It’s time for the big kick-off as the Homeless World Cup heads to Mexico

Teams from England, Scotland and Wales are among the 47 countries that will take to the pitch in Central America for (probably) 2018’s biggest football tournament

For some, football doesn’t come home and that’s why the Homeless World Cup has been such a phenomenon since kicking off in 2003.

The unique tournament is less about the VAR, the diving and the penalty heartbreak that made the mainstream money-printing FIFA competition in Russia so captivating in the summer.

Instead the 63 teams from 47 countries who will descend on Mexico City’s iconic Zocalo square to play street football from tomorrow will be focusing on the sport’s immense power for change.

For every one of the more than 500 players, the 16th edition of the Homeless World Cup offers a trip to escape day-to-day troubles, the chance to be part of a bigger movement and develop positive relationships to turn their life around.

That has been the reality for Wales women’s coach Wayne Ellaway, 43, who mixes his Street Football Wales activities with a full-time job at The Big Issue working with vendors in Newport and Gwent.

Making his debut as a player in 2015, Wayne coached the male team for two years before taking on the mixed team’s role this time around.

“It’s actually been a crazy year for me because I have started working for The Big Issue as well,” said Wayne. “I knew some of the team in Cardiff so I started volunteering and The Big Issue helped me pass my driving test and then I got a full-time job working with vendors in Newport and Gwent.

“This year I have seen eight vulnerable girls grow over 12 weeks into eight confident women and transform emotionally as well as overcoming personal problems. The football is second for me – first and foremost it is about how they are growing personally. I know that journey from when I was playing and when I was homeless.”

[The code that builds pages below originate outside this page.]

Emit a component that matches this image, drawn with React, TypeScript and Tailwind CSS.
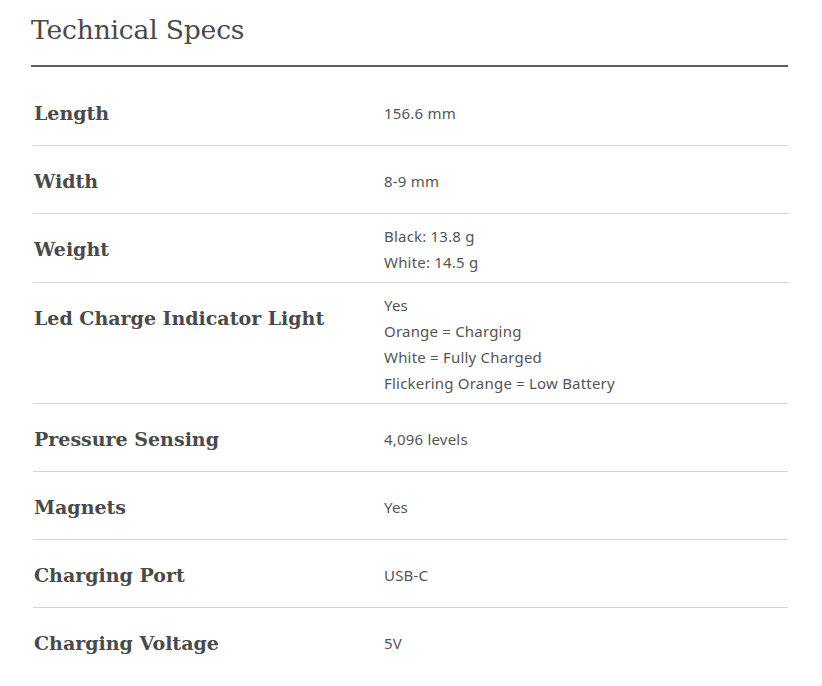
const specs: { label: string; values: string[] }[] = [
  { label: "Length", values: ["156.6 mm"] },
  { label: "Width", values: ["8-9 mm"] },
  { label: "Weight", values: ["Black: 13.8 g", "White: 14.5 g"] },
  {
    label: "Led Charge Indicator Light",
    values: ["Yes", "Orange = Charging", "White = Fully Charged", "Flickering Orange = Low Battery"],
  },
  { label: "Pressure Sensing", values: ["4,096 levels"] },
  { label: "Magnets", values: ["Yes"] },
  { label: "Charging Port", values: ["USB-C"] },
  { label: "Charging Voltage", values: ["5V"] },
];

export default function App() {
  return (
    <div className="min-h-[686px] w-[822px] bg-white pl-[31px] pr-[34px]">
      <h2 className="pt-[12px] pb-[17px] font-['DejaVu_Serif',serif] text-[26.6px] leading-[36px] tracking-[-0.2px] text-[#4a4a4a]">
        Technical Specs
      </h2>
      <div className="h-[2px] bg-[#5c5c5c]" />
      <div className="pt-[11px] pl-[2px]">
        {specs.map((s, i) => (
          <div
            key={s.label}
            className={`flex min-h-[68px] ${i < specs.length - 1 ? "border-b border-[#d4d4d4]" : ""}`}
          >
            <div className="w-[351px] shrink-0 pt-[21px] pl-[1px] font-['DejaVu_Serif',serif] text-[19px] font-bold leading-[28px] text-[#4a4a4a]">
              {s.label}
            </div>
            <div className="flex flex-1 flex-col justify-center pt-[9px] pb-[7px] font-['Noto_Sans',sans-serif] text-[15px] leading-[26px] tracking-[0.2px] text-[#555555]">
              {s.values.map((v) => (
                <span key={v}>{v}</span>
              ))}
            </div>
          </div>
        ))}
      </div>
    </div>
  );
}
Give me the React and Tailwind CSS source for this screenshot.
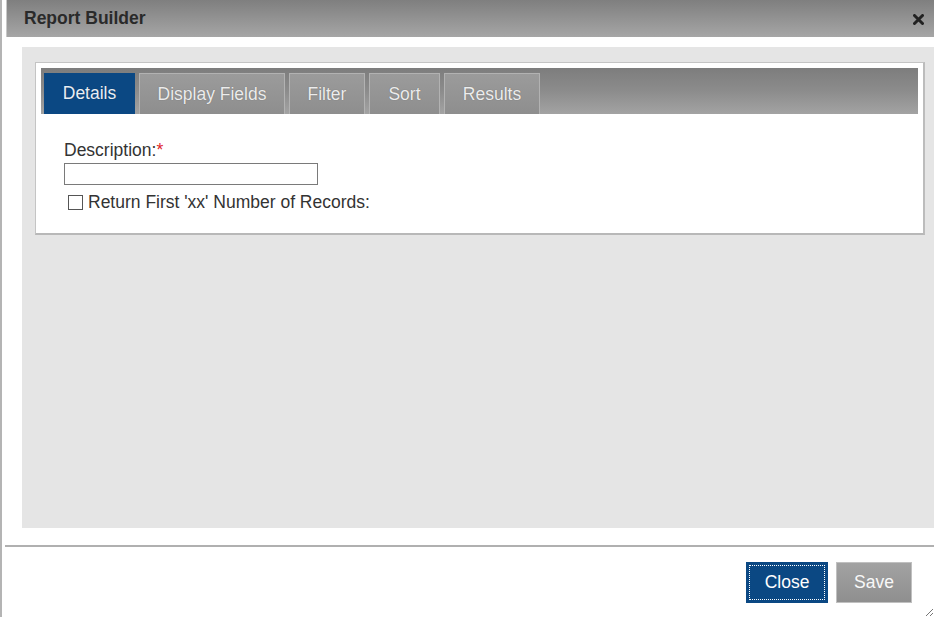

Wayne will be hoping to impress Street Football Wales patron and superfan Michael Sheen with his side’s displays while other global superstars who have turned their attention to the tournament in the past include actor Colin Farrell and ex-Manchester United manager Sir Alex Ferguson.

There will be an expected 200,000 spectators at the tournament with millions more watching online and it is likely that the local crowd will pack the four purpose-built pitches with a partisan sea of colour and noise.

And with good reason as Mexico has dominated the tournament alongside, you guessed it, Brazil.


The Big Issue has inspired the launch of 120 street papers globally, including sister titles in Australia, South Africa, Japan, Taiwan and Korea.

The two battled it out in last year’s men’s final, with the Samba boys coming out on top 4-3 to become the first team to win three times, while it has been just six years since the tournament was last in Mexico.

“I’m looking forward to the food and culture in Mexico because it has been a childhood dream for me to go there,” he said. “When I was a kid about the age of seven or eight I had a world book and the two things that fascinated me were the Northern Lights and the Americas. I didn’t get to see the Northern Lights in Oslo so it will be a real dream to finally see Mexico for the first time.”

Wayne will not have too far to travel next year – Cardiff will be the 2019 host – but he’s not the only one who will be living the dream, as England coach Craig McManus explains.

“We never focus on winning – it’s always on fair play and the experience. And there is a lot of excitement and a bit of fear about going to Mexico because some of the team have never left the UK before,” said Craig. “What we don’t want is this team to get falsely elevated by the experience – when they come back they will be doing job applications and all sorts of things like that and so the Homeless World Cup is just a part of their development.”

Glasgow-born Craig’s experience of the Homeless World Cup harks back to when he captained Scotland to a win against England on home turf.

Since then, he has switched allegiance, heading south to work with Centrepoint, the charity who organise the England team.

Craig’ dedicated team work alongside Premier League clubs like Arsenal and Chelsea to put on sport sessions from which the final squad is pulled from.

His remit is now to spread the programme across the country, encompassing Centrepoint hostels in Sunderland, Barnsley, Southampton and more.

And watching his players develop in the months leading up to the tournament has taken Craig back to how his time on the pitch has given him the stability to find stability in his career, relationships and housing.

“It was a fantastic experience being involved in Street Soccer Scotland, especially as I was at a point of change in my life. I was on the up because I was in recovery from drug addiction,” said Craig.

“The year before I had lost my dad and it had torn my family apart and my behaviour didn’t help matters. But playing in the Homeless World Cup gave me the opportunity to be myself in a different environment and to be part of something bigger than myself as well as playing the game I have loved since I was six years old.”

Craig’s former pals at Street Soccer Scotland have received a boost before embarking on their journey to Mexico with a final training session run by Celtic boss Brendan Rodgers.

The players were put through their paces at the Glasgow giants’ Lennoxtown training centre last week to prepare them for the tournament.

David Duke, founder and chief executive of Street Soccer Scotland, said: “Brendan has worked with some of the best players in the world, so for the teams to be getting their final training session from someone of Brendan Rodgers stature is incredible and will give such a large confidence boost to every player.”